2020-11-25 09:44:22 -08:00 · 2020-11-25 09:44:22 -08:00 · facd7520d7
commit facd7520d7
parent 7d01b7ff32
3 changed files with 40 additions and 17 deletions
--- a/mediapipe/python/solutions/face_mesh.py
+++ b/mediapipe/python/solutions/face_mesh.py
@ -15,7 +15,7 @@
 # Lint as: python3
 """MediaPipe FaceMesh."""

-from typing import NamedTuple
+from typing import NamedTuple, Optional, Tuple

 import numpy as np

@ -249,7 +249,8 @@ class FaceMesh(SolutionBase):
               static_image_mode=False,
               max_num_faces=2,
               min_detection_confidence=0.5,
-               min_tracking_confidence=0.5):
+               min_tracking_confidence=0.5,
+               outputs: Optional[Tuple[str]] = ('multi_face_landmarks',)):
    """Initializes a MediaPipe FaceMesh object.

    Args:
@ -274,6 +275,9 @@ class FaceMesh(SolutionBase):
        robustness of the solution, at the expense of a higher latency. Ignored
        if "static_image_mode" is True, where face detection simply runs on
        every image. Default to 0.5.
+      outputs: A list of the graph output stream names to observe. If the list
+        is empty, all the output streams listed in the graph config will be
+        automatically observed by default.
    """
    super().__init__(
        binary_graph_path=BINARYPB_FILE_PATH,
@ -287,7 +291,7 @@ class FaceMesh(SolutionBase):
            'facelandmarkcpu__ThresholdingCalculator.threshold':
                min_tracking_confidence,
        },
-        outputs=['multi_face_landmarks'])
+        outputs=list(outputs) if outputs else [])

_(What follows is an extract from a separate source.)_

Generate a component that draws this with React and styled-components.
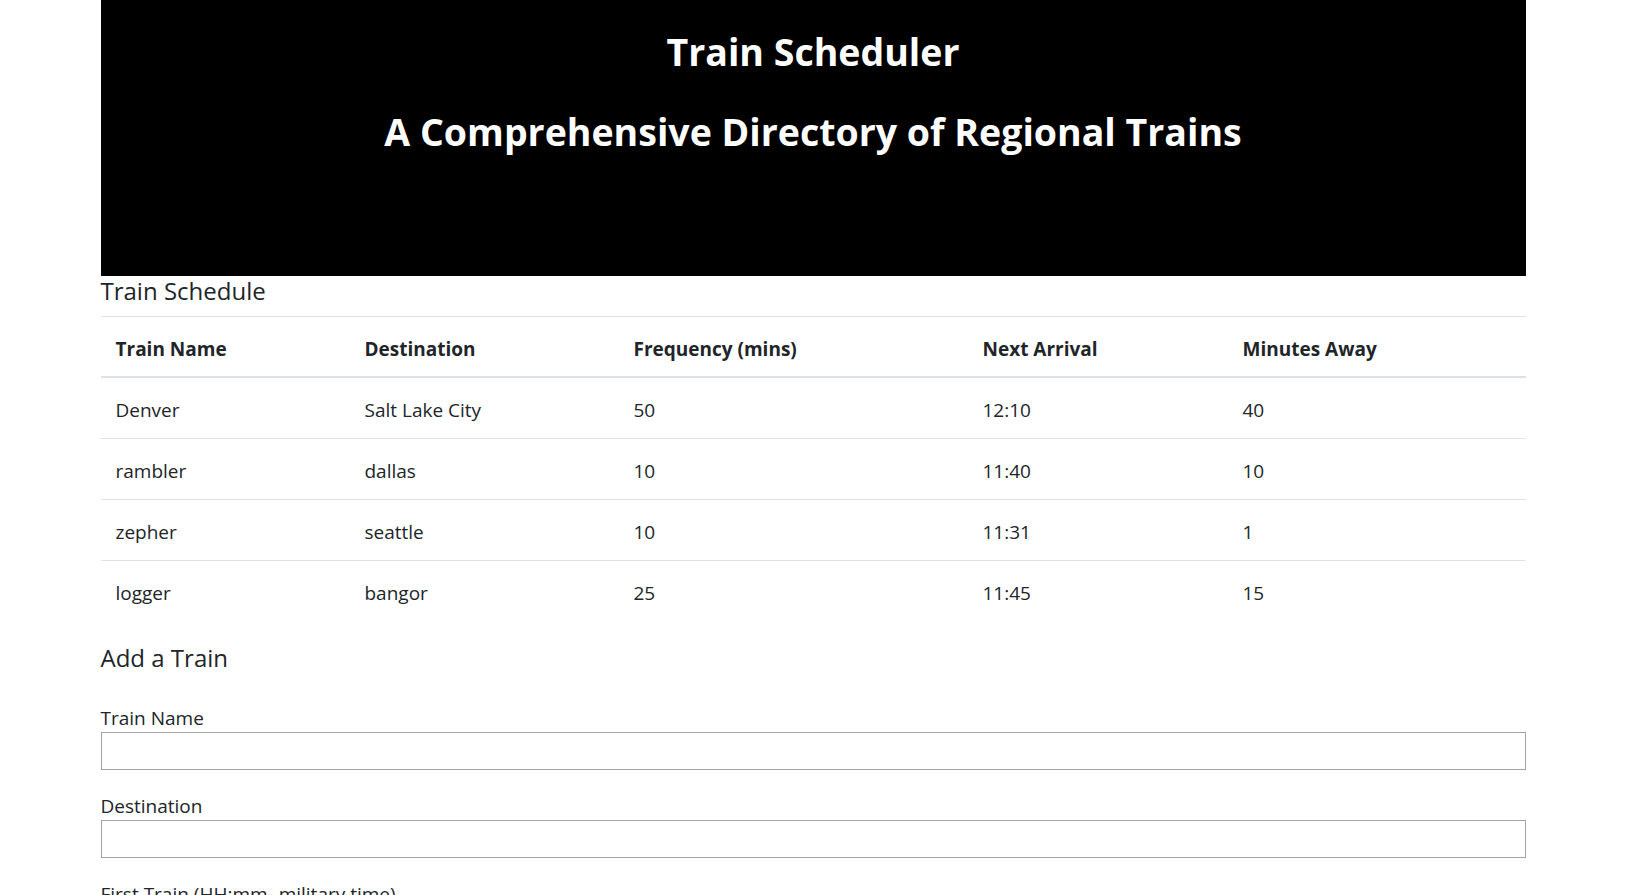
import React from "react";
import styled, { createGlobalStyle } from "styled-components";

const GlobalStyle = createGlobalStyle`
  * {
    box-sizing: border-box;
  }
  body {
    margin: 0;
    background: #fff;
    color: #212529;
    font-family: "Open Sans", "Noto Sans", sans-serif;
    font-size: 19px;
    line-height: 30px;
  }
`;

const Container = styled.div`
  width: 1425px;
  margin: 0 auto;
`;

const Banner = styled.header`
  height: 276px;
  padding-top: 28px;
  background: #000;
  color: #fff;
  text-align: center;
`;

const BannerTitle = styled.h1`
  margin: 0 0 32px;
  font-size: 37.5px;
  line-height: 48px;
  font-weight: 700;
`;

const SectionTitle = styled.h5`
  margin: 0 0 ${(p) => p.gap || 10}px;
  font-size: 24px;
  line-height: 30px;
  font-weight: 500;
`;

const Table = styled.table`
  width: 100%;
  margin-bottom: 22px;
  border-collapse: collapse;
  table-layout: fixed;
`;

const HeadCell = styled.th`
  padding: 17px 15px 12px;
  text-align: left;
  font-weight: 700;
  border-top: 1px solid #dee2e6;
  border-bottom: 2px solid #dee2e6;
`;

const Cell = styled.td`
  padding: 17px 15px 13px;
  border-top: 1px solid #dee2e6;
`;

const FormGroup = styled.div`
  margin-bottom: 20px;
`;

const Label = styled.label`
  display: block;
  padding-top: 2px;
  line-height: 28px;
`;

const Input = styled.input`
  display: block;
  width: 100%;
  height: 38px;
  margin: 0;
  padding: 4px 8px;
  border: 1px solid #a3a3a3;
  border-radius: 0;
  font: inherit;
  background: #fff;
`;

const columns = [
  { label: "Train Name", width: 249 },
  { label: "Destination", width: 269 },
  { label: "Frequency (mins)", width: 349 },
  { label: "Next Arrival", width: 260 },
  { label: "Minutes Away", width: 298 },
];

const trains = [
  ["Denver", "Salt Lake City", "50", "12:10", "40"],
  ["rambler", "dallas", "10", "11:40", "10"],
  ["zepher", "seattle", "10", "11:31", "1"],
  ["logger", "bangor", "25", "11:45", "15"],
];

const fields = [
  "Train Name",
  "Destination",
  "First Train (HH:mm- military time)",
  "Frequency (min)",
];

export default function App() {
  return (
    <>
      <GlobalStyle />
      <Container>
        <Banner>
          <BannerTitle>Train Scheduler</BannerTitle>
          <BannerTitle>A Comprehensive Directory of Regional Trains</BannerTitle>
        </Banner>

        <SectionTitle>Train Schedule</SectionTitle>
        <Table>
          <colgroup>
            {columns.map((c) => (
              <col key={c.label} style={{ width: c.width }} />
            ))}
          </colgroup>
          <thead>
            <tr>
              {columns.map((c) => (
                <HeadCell key={c.label}>{c.label}</HeadCell>
              ))}
            </tr>
          </thead>
          <tbody>
            {trains.map((row) => (
              <tr key={row[0]}>
                {row.map((v, i) => (
                  <Cell key={i}>{v}</Cell>
                ))}
              </tr>
            ))}
          </tbody>
        </Table>

        <SectionTitle gap={29}>Add a Train</SectionTitle>
        <form onSubmit={(e) => e.preventDefault()}>
          {fields.map((f) => (
            <FormGroup key={f}>
              <Label>{f}</Label>
              <Input type="text" />
            </FormGroup>
          ))}
        </form>
      </Container>
    </>
  );
}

  def process(self, image: np.ndarray) -> NamedTuple:
    """Processes an RGB image and returns the face landmarks on each detected face.
@ -300,8 +304,12 @@ class FaceMesh(SolutionBase):
      ValueError: If the input image is not three channel RGB.

    Returns:
-      A NamedTuple object with a "multi_face_landmarks" field that contains the
-      face landmarks on each detected face.
+      A NamedTuple object with fields corresponding to the set of outputs passed to the
+      constructor. Fields may include:
+        "multi_hand_landmarks" The face landmarks on each detected face
+        "face_detections" The detected faces
+        "face_rects_from_landmarks" Regions of interest calculated based on landmarks
+        "face_rects_from_detections" Regions of interest calculated based on face detections
    """

    return super().process(input_data={'image': image})
--- a/mediapipe/python/solutions/hands.py
+++ b/mediapipe/python/solutions/hands.py
@ -16,7 +16,7 @@
 """MediaPipe Hands."""

 import enum
-from typing import NamedTuple
+from typing import NamedTuple, Optional, Tuple

 import numpy as np

@ -168,7 +168,8 @@ class Hands(SolutionBase):
               static_image_mode=False,
               max_num_hands=2,
               min_detection_confidence=0.7,
-               min_tracking_confidence=0.5):
+               min_tracking_confidence=0.5,
+               outputs: Optional[Tuple[str]] = ('multi_hand_landmarks', 'multi_handedness')):
    """Initializes a MediaPipe Hand object.

    Args:
@ -193,6 +194,9 @@ class Hands(SolutionBase):
        robustness of the solution, at the expense of a higher latency. Ignored
        if "static_image_mode" is True, where hand detection simply runs on
        every image. Default to 0.5.
+      outputs: A tuple of the graph output stream names to observe. If the tuple
+        is empty, all the output streams listed in the graph config will be
+        automatically observed by default.
    """
    super().__init__(
        binary_graph_path=BINARYPB_FILE_PATH,
@ -206,7 +210,7 @@ class Hands(SolutionBase):
            'handlandmarkcpu__ThresholdingCalculator.threshold':
                min_tracking_confidence,
        },
-        outputs=['multi_hand_landmarks', 'multi_handedness'])
+        outputs=list(outputs) if outputs else [])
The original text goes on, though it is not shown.